For the most part Kubrick got Parris Island right on the money. And why shouldn't he have, since his screen DI, Lee Ermey was in fact a real DI before he started acting (he played another DI in "The Boys of Company C," an earlier and lesser Vietnam flick)? He had a built- in technical adviser. The screams and insults and profanity and physical punishment were all part of the DIs armamentarium. When you're facing up to 75 young strangers you need to immediately establish absolute authority and hang on to it for 13 weeks. Furthermore, you want to break the breakable as soon as you can. My platoon had its Private Pyles and though none ended up as he does in "Full Metal Jacket," I remember that they simply disappeared from our ranks, never to be heard from again. Nothing Ermey as Sgt. Hartman does is exaggerated.

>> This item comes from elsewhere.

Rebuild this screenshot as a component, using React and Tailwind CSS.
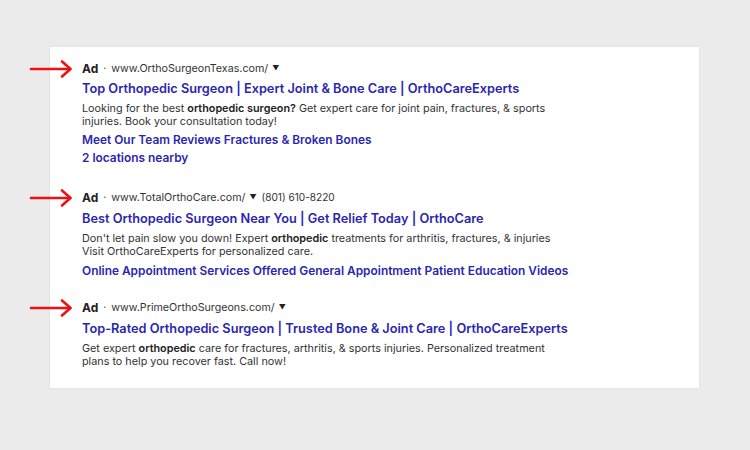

Kubrick, however, does exaggerate. Speaking of Pyle's ending, it's almost impossible for me to imagine that a recruit could manage to sneak a clip of live rounds away from the rifle range. Every shooter at the range has his own rifle coach, and every single round is very carefully accounted for. Kubrick started the killing one scene too early.

I've read that DIs nowadays are forbidden to use the time-honored f-word, and are not allowed to lay hands on recruits. I don't know if that's good or bad for training (I had my face slapped hard my first day of boot camp and that was just for openers), but then all of us old-timers like to brag about how tough it useta be!

A final note: It's interesting to compare "Full Metal Jacket" to another attempt at a portrayal of Parris Island, Jack Webb's "The DI," made around '55 or '56. Webb tries for authenticity, but as I was to learn a year or so later, his PI was a boy scout camp.